Marijuana info
Cannabis is the most durable of the hemp plants, and it makes the toughest cloth, called `canvass.' (Canvass was widely used as sails in the early shipping industry, as it was the only cloth which would not rot on contact with sea spray.) The cannabis plant also produces three other very important products that the other hemp plants do not (in usable form, that is): seed, pulp, and medicine.

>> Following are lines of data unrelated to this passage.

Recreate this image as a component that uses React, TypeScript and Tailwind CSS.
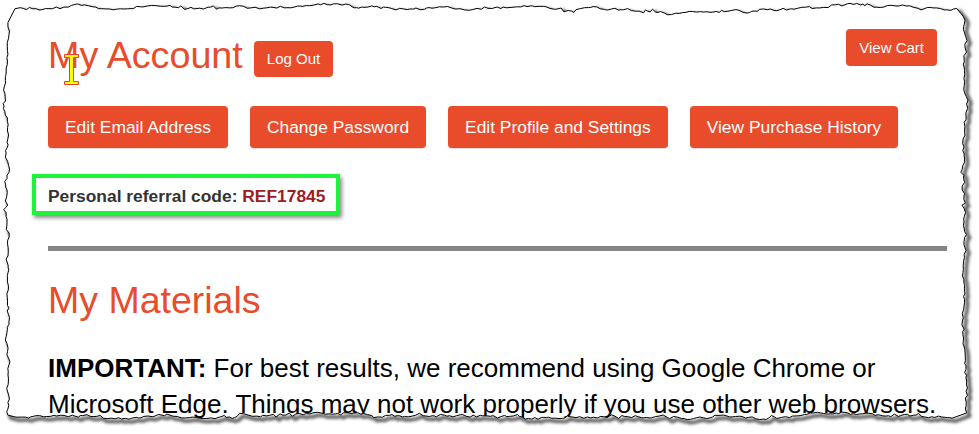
import React from "react";

function mulberry32(a: number) {
  return function () {
    a |= 0;
    a = (a + 0x6d2b79f5) | 0;
    let t = Math.imul(a ^ (a >>> 15), 1 | a);
    t = (t + Math.imul(t ^ (t >>> 7), 61 | t)) ^ t;
    return ((t ^ (t >>> 14)) >>> 0) / 4294967296;
  };
}

function buildTorn(): string {
  const r = mulberry32(1234567);
  const pts: [number, number][] = [];
  const walk = (amp: number) => {
    let l = 0;
    return () => {
      l += (r() - 0.5) * 2.4;
      l *= 0.95;
      if (l > amp) l = amp;
      if (l < -amp) l = -amp;
      let j = (r() - 0.5) * 1.8;
      if (r() < 0.1) j += (r() - 0.5) * 5;
      return l + j;
    };
  };
  // top
  let w = walk(5);
  for (let x = 15; x < 958; x += 2 + r() * 2.5) pts.push([x, 9 + w()]);
  // right
  w = walk(4.5);
  for (let y = 16; y < 414; y += 2 + r() * 2.5) pts.push([963 + w(), y]);
  // bottom
  w = walk(4.5);
  for (let x = 956; x > 12; x -= 2 + r() * 2.5) pts.push([x, 417.5 + w()]);
  // left
  w = walk(4.5);
  for (let y = 415; y > 20; y -= 2 + r() * 2.5) pts.push([8 + w(), y]);
  return "M" + pts.map((p) => p[0].toFixed(1) + " " + p[1].toFixed(1)).join(" L") + " Z";
}

const TORN = buildTorn();
const OUTSIDE = "M0 0 H979 V434 H0 Z " + TORN;

function TornEdge() {
  return (
    <svg className="pointer-events-none absolute left-0 top-0" width={979} height={434} viewBox="0 0 979 434">
      <defs>
        <clipPath id="outsideClip">
          <path d={OUTSIDE} clipRule="evenodd" />
        </clipPath>
        <filter id="blurShadow" x="-5%" y="-5%" width="110%" height="110%">
          <feGaussianBlur stdDeviation="1.6" />
        </filter>
      </defs>
      <path d={OUTSIDE} fill="#ffffff" fillRule="evenodd" />
      <g clipPath="url(#outsideClip)">
        <path
          d={TORN}
          transform="translate(3,3)"
          fill="none"
          stroke="rgba(0,0,0,0.65)"
          strokeWidth={3.5}
          filter="url(#blurShadow)"
        />
      </g>
      <path d={TORN} fill="none" stroke="#000000" strokeWidth={1} strokeLinejoin="miter" />
    </svg>
  );
}

function IBeam() {
  return (
    <svg className="pointer-events-none absolute left-[63px] top-[53px]" width={17} height={33} viewBox="0 0 17 33">
      <path
        d="M1.5 1.5 H15.5 V4.5 H10.5 V28.5 H15.5 V31.5 H1.5 V28.5 H6.5 V4.5 H1.5 Z"
        fill="#ffff00"
        stroke="#e8402a"
        strokeWidth={1}
      />
    </svg>
  );
}

const btn =
  "h-[42px] rounded-[4px] bg-[#e84c2b] px-[17px] text-[17.4px] leading-[20px] text-white shadow-[0_1px_1px_rgba(0,0,0,0.15)]";

export default function App() {
  return (
    <div className="relative h-[434px] w-[979px] overflow-hidden bg-white font-['Liberation_Sans',Arial,sans-serif]">
      <div className="pl-[48px] pr-[32px]">
        <div className="flex items-start">
          <h1 className="mt-[34px] text-[37.7px] leading-[42px] font-normal text-[#e84c2b]">My Account</h1>
          <button className="ml-[11px] mt-[41px] h-[36px] rounded-[4px] bg-[#e84c2b] px-[13px] text-[15px] leading-[18px] text-white">
            Log Out
          </button>
          <button className="ml-auto mr-[10px] mt-[29px] h-[37px] rounded-[4px] bg-[#e84c2b] px-[13px] text-[15px] leading-[18px] text-white">
            View Cart
          </button>
        </div>
        <div className="mt-[29px] flex gap-[22px]">
          <button className={btn}>Edit Email Address</button>
          <button className={btn}>Change Password</button>
          <button className={btn}>Edit Profile and Settings</button>
          <button className={btn}>View Purchase History</button>
        </div>
        <div className="relative mt-[38px] w-fit">
          <p className="text-[17.4px] font-bold leading-[20px] text-[#333333]">
            Personal referral code: <span className="text-[#9c1c1f]">REF17845</span>
          </p>
          <div className="pointer-events-none absolute left-[-16px] top-[-12px] h-[41px] w-[308px] border-[4px] border-[#1ff23c] shadow-[2px_3px_4px_rgba(0,0,0,0.45)]" />
        </div>
        <div className="mt-[40px] h-[5px] bg-[#858585]" />
        <h2 className="mt-[28px] text-[37.5px] leading-[42px] font-normal text-[#e84c2b]">My Materials</h2>
        <p className="mt-[29px] text-[26px] leading-[36px] text-black">
          <b>IMPORTANT:</b> For best results, we recommend using Google Chrome or Microsoft Edge. Things may not work
          properly if you use other web browsers.
        </p>
      </div>
      <IBeam />
      <TornEdge />
    </div>
  );
}
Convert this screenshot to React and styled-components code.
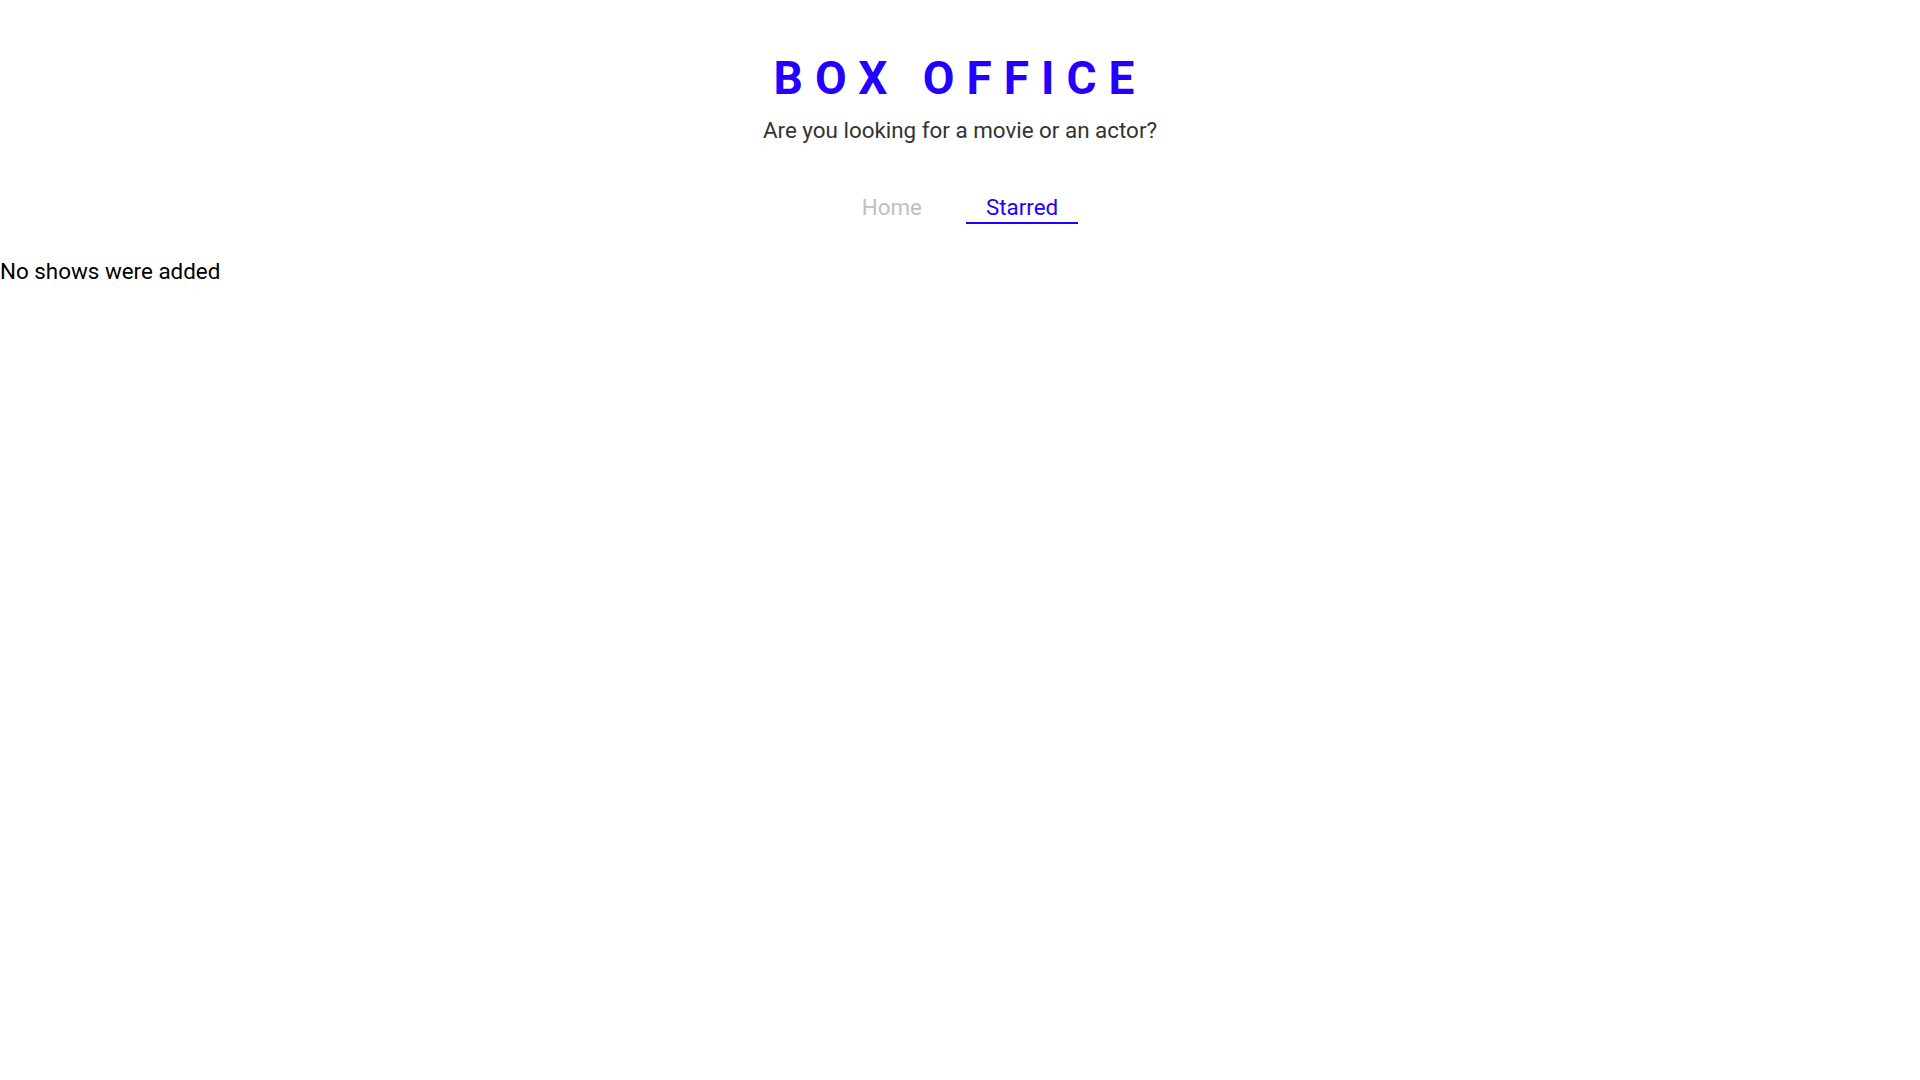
import React from 'react';
import styled, { createGlobalStyle } from 'styled-components';

const GlobalStyle = createGlobalStyle`
    body {
        margin: 0;
        background: #fff;
        font-family: Roboto, "Liberation Sans", sans-serif;
        color: #000;
    }
`

const App = () => {
    return (
        <>
            <GlobalStyle />
            <Header>
                <Title>BOX OFFICE</Title>
                <Subtitle>Are you looking for a movie or an actor?</Subtitle>
            </Header>
            <Nav>
                <NavLink>Home</NavLink>
                <NavLink active>Starred</NavLink>
            </Nav>
            <Message>No shows were added</Message>
        </>
    )
}

export default App

const Header = styled.div`
    text-align: center;
    padding-top: 51px;
`
const Title = styled.h1`
    margin: 0;
    font-size: 46px;
    font-weight: 700;
    letter-spacing: 12px;
    color: #2400ff;
    line-height: 54px;
`
const Subtitle = styled.p`
    margin: 12px 0 0;
    font-size: 22.4px;
    line-height: 26px;
    color: #333;
`
const Nav = styled.ul`
    display: flex;
    justify-content: center;
    gap: 24px;
    list-style: none;
    margin: 51px 0 0;
    padding: 0;
`
const NavLink = styled.li`
    font-size: 22.4px;
    line-height: 26px;
    padding: 0 20px 2px;
    color: ${({ active }) => active ? '#2400ff' : '#c0c0c0'};
    border-bottom: 2px solid ${({ active }) => active ? '#2400ff' : 'transparent'};
    cursor: pointer;
`
const Message = styled.p`
    margin: 34px 0 0;
    font-size: 22.4px;
    line-height: 26px;
`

Religious and spiritual use
Cannabis has an ancient history of ritual consumption and is found in pharmacological cults around the globe. Hemp seeds found by archaeologists at Pazyryk suggest early ceremonial practices by the Scythians took place during the 5th to 2nd century BC, confirming previous historical reports by Herodotus. Certain historians and etymologists have claimed that marijuana was used as a religious sacrament by ancient Jews, early Christians and Muslims of the Sufi order. In India and Nepal, it has been consumed by certain of the wandering spiritual sadhus for centuries, and in modern times the Rastafari movement has embraced it. Elders of the modern religious movement known as the Ethiopian Zion Coptic Church consider cannabis to be the eucharist, claiming it as an oral tradition from Ethiopia dating back to the time of Christ. Like the Rastafari, certain modern Gnostic Christian sects have believed that Cannabis is the Tree of Life. Other organized religions discovered in the past century that treat cannabis as a sacrament are the THC Ministry, the Way of Infinite Harmony, Cantheism, the Cannabis Assembly and the Church of cognizance. Numerous people also consider their use of cannabis to be spiritual regardless of organized religion.